State how many lines of the entries hold the string "Write", and output nothing but that count.

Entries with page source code
══════════
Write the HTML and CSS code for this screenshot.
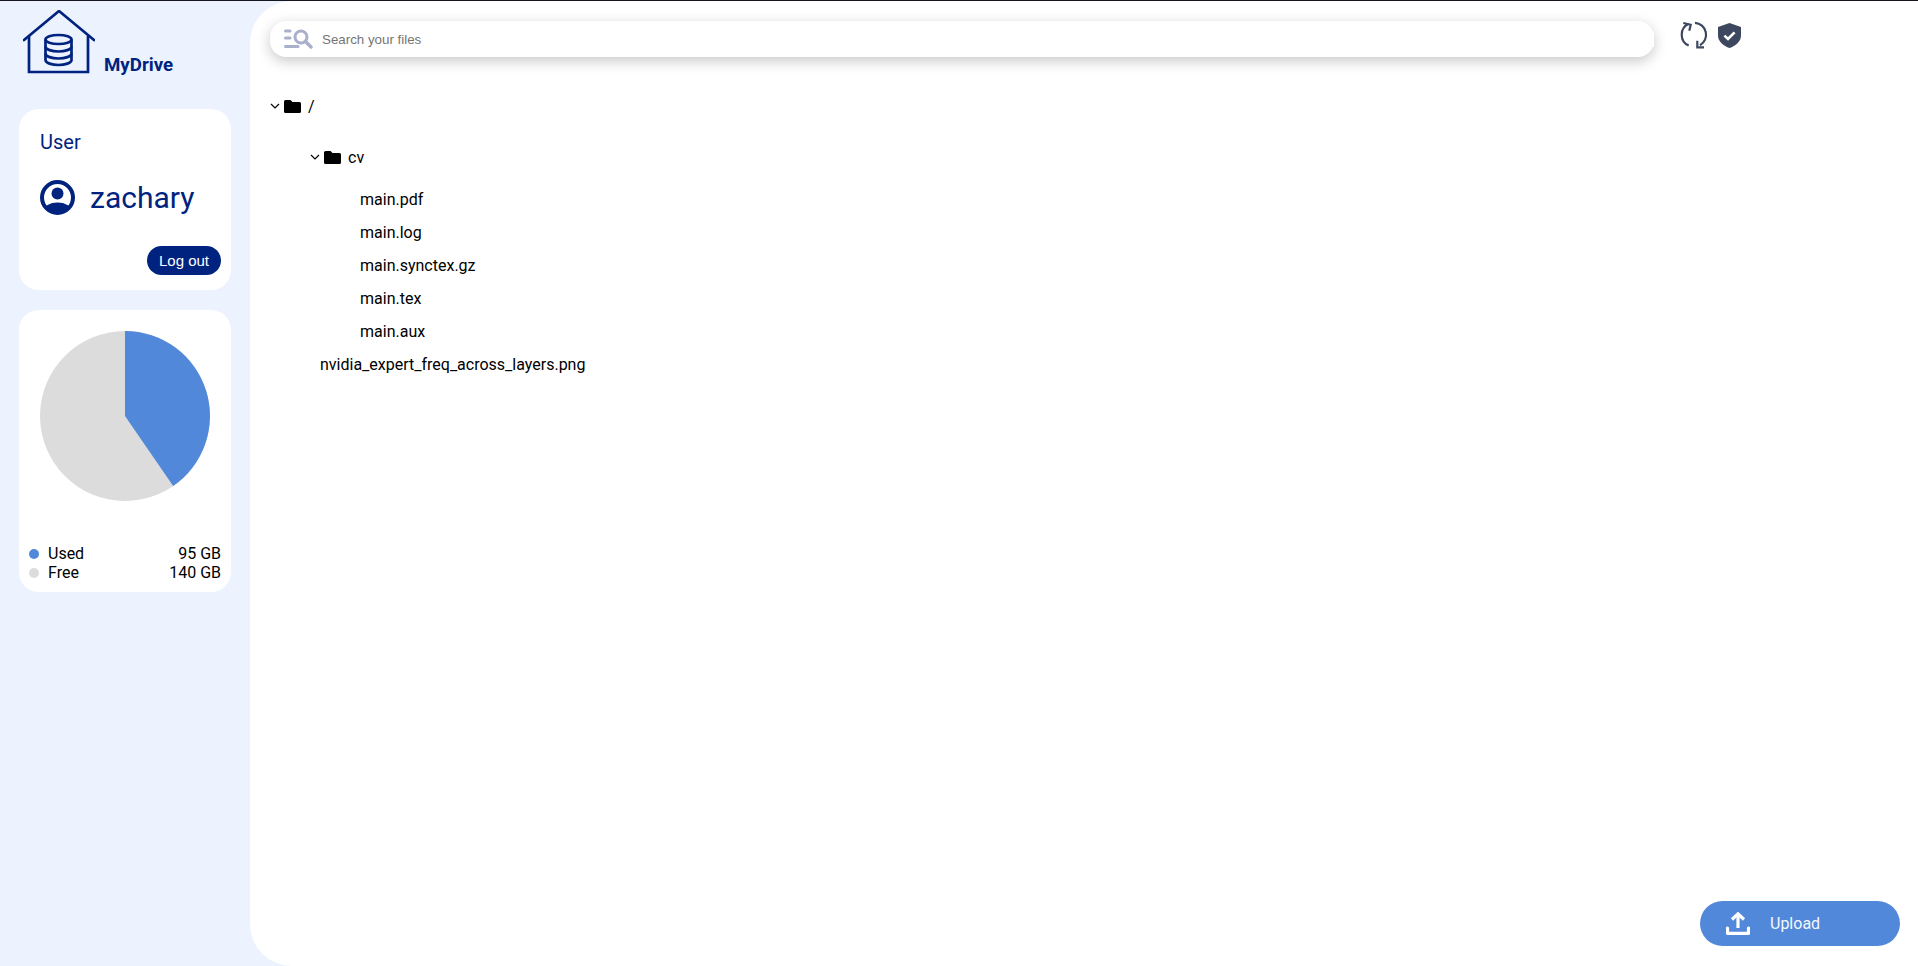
FILE: index.html
```html
<!DOCTYPE html>
<html>

<head>
  <meta charset="utf-8" />
  <title>MyDrive</title>
  <link rel="stylesheet" href="styles.css">
</head>

<body>
  <div class="app">
    <div class="sidebar">
      <div class="brand">
        <svg class="logo" viewBox="0 0 72 64" fill="none" stroke="#00237f" stroke-width="2.7">
          <path d="M1 30 L36 1 L71 30" stroke-linejoin="round" stroke-linecap="round" />
          <path d="M6 26 V62 H65 V26" />
          <ellipse cx="35.5" cy="29.5" rx="13" ry="4.5" />
          <path d="M22.5 29.5 V50 C22.5 53 29 55 35.5 55 C42 55 48.5 53 48.5 50 V29.5" />
          <path d="M22.5 36.5 C22.5 39.5 29 41.5 35.5 41.5 C42 41.5 48.5 39.5 48.5 36.5" />
          <path d="M22.5 43.5 C22.5 46.5 29 48.5 35.5 48.5 C42 48.5 48.5 46.5 48.5 43.5" />
        </svg>
        <span class="brand-name">MyDrive</span>
      </div>

      <div class="card user-card">
        <div class="user-label">User</div>
        <div class="user-row">
          <svg class="user-icon" viewBox="0 0 35 35">
            <defs>
              <clipPath id="userClip">
                <circle cx="17.5" cy="17.5" r="15" />
              </clipPath>
            </defs>
            <circle cx="17.5" cy="17.5" r="15.5" fill="none" stroke="#00237f" stroke-width="4" />
            <circle cx="17.5" cy="13.5" r="6" fill="#00237f" />
            <ellipse cx="17.5" cy="31" rx="14" ry="8.5" fill="#00237f" clip-path="url(#userClip)" />
          </svg>
          <span class="user-name">zachary</span>
        </div>
        <div class="logout-row"><button class="logout">Log out</button></div>
      </div>

      <div class="card usage-card">
        <svg class="pie" viewBox="0 0 170 170">
          <circle cx="85" cy="85" r="85" fill="#dcdcdc" />
          <path d="M85 85 V0 A85 85 0 0 1 133.2 155 Z" fill="#5288d9" />
        </svg>
        <div class="legend">
          <div class="legend-row"><i class="dot used"></i><span class="legend-name">Used</span><span>95 GB</span></div>
          <div class="legend-row"><i class="dot free"></i><span class="legend-name">Free</span><span>140 GB</span></div>
        </div>
      </div>
    </div>

    <div class="main">
      <div class="topbar">
        <div class="search">
          <svg class="search-icon" viewBox="0 0 29 20" fill="none" stroke="#a9b0cb" stroke-width="3" stroke-linecap="round">
            <path d="M1.5 2 H6" />
            <path d="M1.5 9 H6" />
            <path d="M1.5 17.5 H14" />
            <circle cx="17" cy="8" r="6" />
            <path d="M21.5 12.5 L27 18" stroke-width="3.4" />
          </svg>
          <input type="text" placeholder="Search your files" />
        </div>
        <svg class="sync-icon" viewBox="0 0 28 28" fill="none" stroke="#3e4760" stroke-width="2.2">
          <path d="M8.7 2.8 A12 12 0 0 0 8.7 24.6" />
          <path d="M15 1.8 A12 12 0 0 1 20 24.2" />
          <path d="M3.3 2 L10.7 3.7 L9.3 9.7" />
          <path d="M17.3 19.7 V26.3 H24" />
        </svg>
        <svg class="shield-icon" viewBox="0 0 23 25">
          <path d="M11.5 0 L23 4 V12.5 C23 18.5 17.5 23 11.5 25 C5.5 23 0 18.5 0 12.5 V4 Z" fill="#3e4760" />
          <path d="M6.4 12.6 L10 16 L16.6 9.4" fill="none" stroke="#fff" stroke-width="2.6" />
        </svg>
      </div>

      <div class="tree">
        <div class="folder">
          <svg class="chevron" viewBox="0 0 10 6" fill="none" stroke="#000" stroke-width="1.2"><path d="M1 1 L5 5 L9 1" /></svg>
          <svg class="folder-icon" viewBox="0 0 17 13"><path d="M1.5 0 H6.5 L8.5 2 H15.5 A1.5 1.5 0 0 1 17 3.5 V11.5 A1.5 1.5 0 0 1 15.5 13 H1.5 A1.5 1.5 0 0 1 0 11.5 V1.5 A1.5 1.5 0 0 1 1.5 0 Z" /></svg>
          <span>/</span>
        </div>
        <div class="nested">
          <div class="folder sub">
            <svg class="chevron" viewBox="0 0 10 6" fill="none" stroke="#000" stroke-width="1.2"><path d="M1 1 L5 5 L9 1" /></svg>
            <svg class="folder-icon" viewBox="0 0 17 13"><path d="M1.5 0 H6.5 L8.5 2 H15.5 A1.5 1.5 0 0 1 17 3.5 V11.5 A1.5 1.5 0 0 1 15.5 13 H1.5 A1.5 1.5 0 0 1 0 11.5 V1.5 A1.5 1.5 0 0 1 1.5 0 Z" /></svg>
            <span>cv</span>
          </div>
          <div class="files">
            <div class="file">main.pdf</div>
            <div class="file">main.log</div>
            <div class="file">main.synctex.gz</div>
            <div class="file">main.tex</div>
            <div class="file">main.aux</div>
          </div>
          <div class="file">nvidia_expert_freq_across_layers.png</div>
        </div>
      </div>

      <button class="upload">
        <svg class="upload-icon" viewBox="0 0 24 23" fill="none" stroke="#fff" stroke-width="3.2">
          <path d="M1.5 16 V21.3 H22.5 V16" stroke-linejoin="round" stroke-linecap="round" />
          <path d="M12 16 V2" />
          <path d="M6 7.5 L12 1.8 L18 7.5" />
        </svg>
        <span>Upload</span>
      </button>
    </div>
  </div>
</body>

</html>
```

FILE: styles.css
```css
html,
body {
  margin: 0;
  height: 100%;
  background-color: #ecf3ff;
  font-family: Roboto, sans-serif;
}

.app {
  display: flex;
  height: 966px;
  border-top: 1px solid #16161e;
  box-sizing: border-box;
  overflow: hidden;
}

.sidebar {
  width: 250px;
  flex-shrink: 0;
  padding: 0 19px;
  box-sizing: border-box;
}

.brand {
  display: flex;
  align-items: flex-end;
  height: 108px;
  padding: 8px 0 0 4px;
  box-sizing: border-box;
}

.logo {
  width: 72px;
  height: 64px;
  margin-bottom: 35px;
}

.brand-name {
  margin: 0 0 33px 9px;
  font-size: 18.72px;
  font-weight: 700;
  line-height: 21px;
  color: #00237f;
}

.card {
  width: 212px;
  background-color: white;
  border-radius: 20px;
  box-sizing: border-box;
}

.user-card {
  height: 181px;
  padding: 21px 10px 0 21px;
  color: #00237f;
}

.user-label {
  font-size: 20px;
  line-height: 24px;
}

.user-row {
  display: flex;
  align-items: center;
  gap: 15px;
  margin-top: 26px;
}

.user-icon {
  width: 35px;
  height: 35px;
}

.user-name {
  font-size: 30px;
  line-height: 35px;
}

.logout-row {
  display: flex;
  justify-content: flex-end;
  margin-top: 31px;
}

.logout {
  width: 74px;
  height: 29px;
  padding: 0;
  border: none;
  border-radius: 15px;
  background-color: #00237f;
  color: white;
  font-family: "Liberation Sans", sans-serif;
  font-size: 15px;
}

.usage-card {
  height: 282px;
  margin-top: 20px;
  padding: 21px 10px 0;
}

.pie {
  display: block;
  width: 170px;
  height: 170px;
  margin-left: 11px;
}

.legend {
  margin-top: 43px;
  font-size: 16px;
  line-height: 19px;
}

.legend-row {
  display: flex;
  align-items: center;
}

.legend-name {
  flex: 1;
}

.dot {
  width: 10px;
  height: 10px;
  margin-right: 9px;
  border-radius: 50%;
}

.dot.used {
  background-color: #5288d9;
}

.dot.free {
  background-color: #dcdcdc;
}

.main {
  position: relative;
  flex: 1;
  background-color: white;
  border-radius: 42px 0 0 42px;
  padding-left: 20px;
}

.topbar {
  display: flex;
  align-items: center;
  padding-top: 20px;
  height: 36px;
}

.search {
  display: flex;
  align-items: center;
  width: 1384px;
  height: 36px;
  padding-left: 14px;
  box-sizing: border-box;
  border-radius: 16px;
  background-color: white;
  box-shadow: 0 4px 14px rgba(0, 0, 0, 0.22);
}

.search-icon {
  width: 29px;
  height: 20px;
}

.search input {
  flex: 1;
  margin-left: 9px;
  padding: 0;
  border: none;
  outline: none;
  font-family: "Liberation Sans", sans-serif;
  font-size: 13.33px;
}

.search input::placeholder {
  color: #757575;
}

.sync-icon {
  width: 28px;
  height: 28px;
  margin: 0 0 8px 26px;
}

.shield-icon {
  width: 23px;
  height: 25px;
  margin: 0 0 8px 10px;
}

.tree {
  padding-top: 33px;
  font-size: 16px;
  color: black;
}

.folder {
  display: flex;
  align-items: center;
  height: 32px;
}

.folder.sub {
  margin-left: 40px;
}

.chevron {
  width: 10px;
  height: 6px;
  margin-right: 4px;
}

.folder-icon {
  width: 17px;
  height: 13px;
  margin-right: 7px;
  fill: black;
}

.nested {
  padding-top: 19px;
}

.files {
  padding-top: 10px;
  margin-left: 90px;
}

.file {
  height: 33px;
  line-height: 33px;
}

.nested > .file {
  margin-left: 50px;
}

.upload {
  position: absolute;
  right: 18px;
  bottom: 20px;
  display: flex;
  align-items: center;
  width: 200px;
  height: 45px;
  padding: 0 0 0 26px;
  border: none;
  border-radius: 23px;
  background-color: #5288d9;
  color: #f4f7fc;
  font-family: Roboto, sans-serif;
  font-size: 16px;
  box-sizing: border-box;
}

.upload-icon {
  width: 24px;
  height: 23px;
  margin-right: 20px;
}
```
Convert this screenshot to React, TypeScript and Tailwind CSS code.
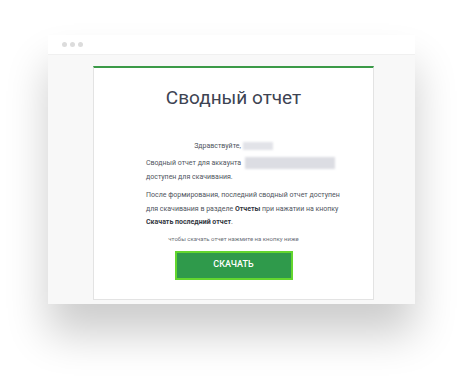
export default function App() {
  return (
    <div className="w-[474px] h-[387px] bg-white pt-[35px] pl-[48px] font-['Roboto',sans-serif]">
      <div className="w-[367px] h-[269px] flex flex-col shadow-[0_30px_40px_rgba(0,0,0,0.2)]">
        <div className="h-[20px] shrink-0 bg-white flex items-center gap-[3px] pl-[14px] border-b border-[#f0f0f0]">
          <span className="w-[5px] h-[5px] rounded-full bg-[#dcdcdc]" />
          <span className="w-[5px] h-[5px] rounded-full bg-[#dcdcdc]" />
          <span className="w-[5px] h-[5px] rounded-full bg-[#dcdcdc]" />
        </div>
        <div className="flex-1 min-h-0 bg-[#f8f8f8] pl-[45px] pr-[41px] pt-[11px] pb-[4px] flex">
          <div className="flex-1 bg-white border-t-2 border-t-[#3b9a48] border-x border-b border-[#e3e3e3] flex flex-col">
            <h1 className="text-center text-[19px] leading-[26px] text-[#3d4352] mt-[17px]">Сводный отчет</h1>
            <div className="text-[7px] leading-[14px] text-[#4f5560] mt-[28px] whitespace-nowrap">
              <div className="flex justify-center items-center gap-[2px]">
                <span>Здравствуйте,</span>
                <span className="w-[30px] h-[8px] bg-[#e2e3e8] blur-[1px]" />
              </div>
              <div className="ml-[52px] mt-[3px]">
                <div className="flex items-center">
                  <span>Сводный отчет для аккаунта</span>
                  <span className="ml-[4px] w-[90px] h-[12px] bg-[#dcdde3] blur-[1px]" />
                </div>
                <div>доступен для скачивания.</div>
                <p className="mt-[5px] leading-[13.5px]">
                  После формирования, последний сводный отчет доступен
                  <br />
                  для скачивания в разделе <b className="text-[#333842]">Отчеты</b> при нажатии на кнопку
                  <br />
                  <b className="text-[#333842]">Скачать последний отчет</b>.
                </p>
              </div>
            </div>
            <div className="text-center text-[6px] leading-[10px] text-[#6b6f78] mt-[4px]">
              чтобы скачать отчет нажмите на кнопку ниже
            </div>
            <div className="flex justify-center mt-[7px]">
              <button className="w-[118px] h-[29px] bg-[#2f9a4b] border-2 border-[#63d62e] text-white text-[9px] font-medium">
                СКАЧАТЬ
              </button>
            </div>
          </div>
        </div>
      </div>
    </div>
  )
}
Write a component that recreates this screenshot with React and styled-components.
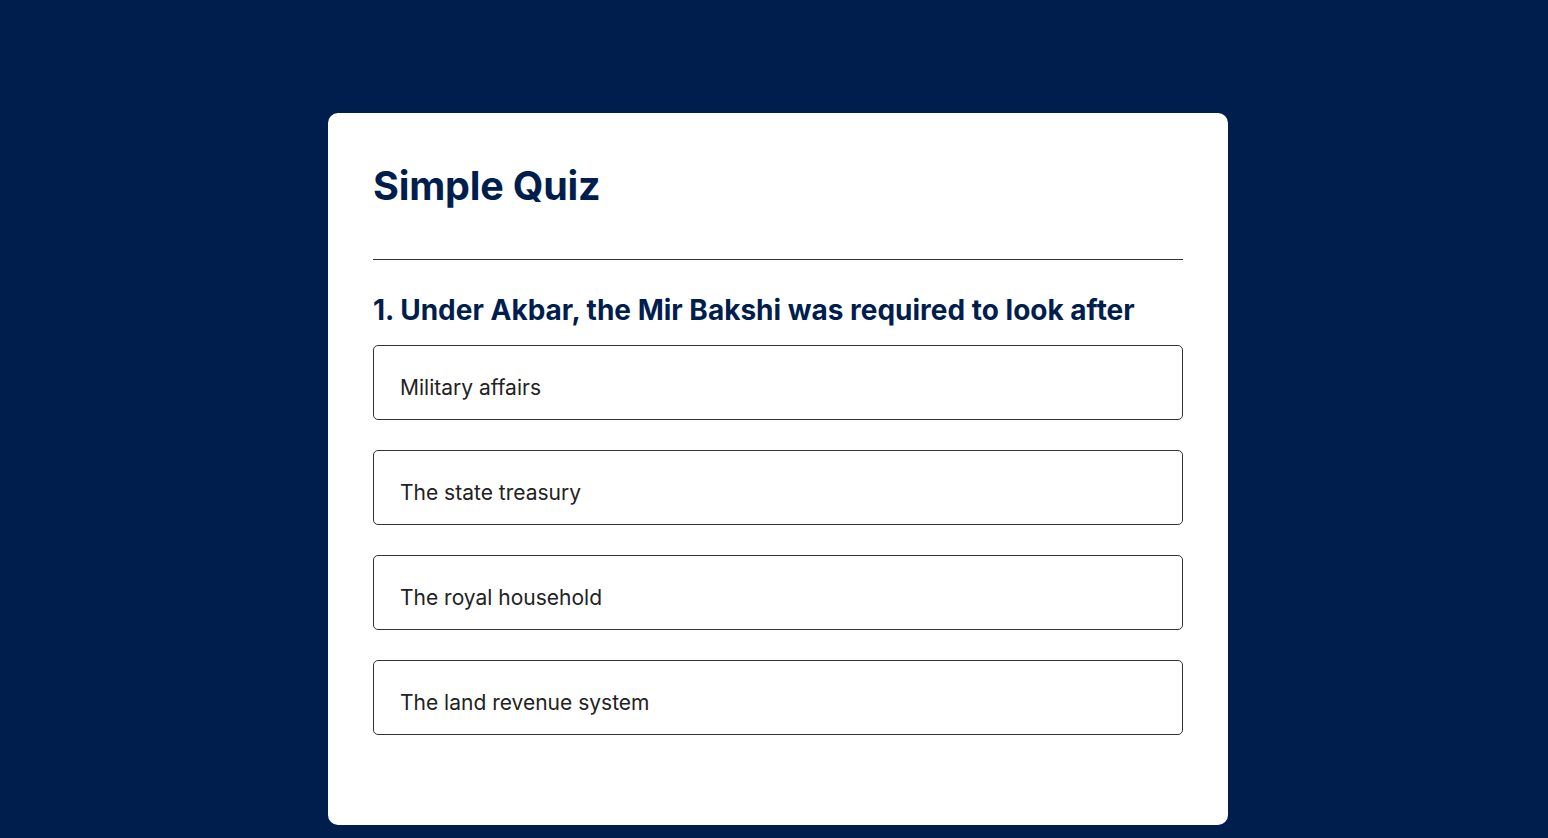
══════════
The answer: 2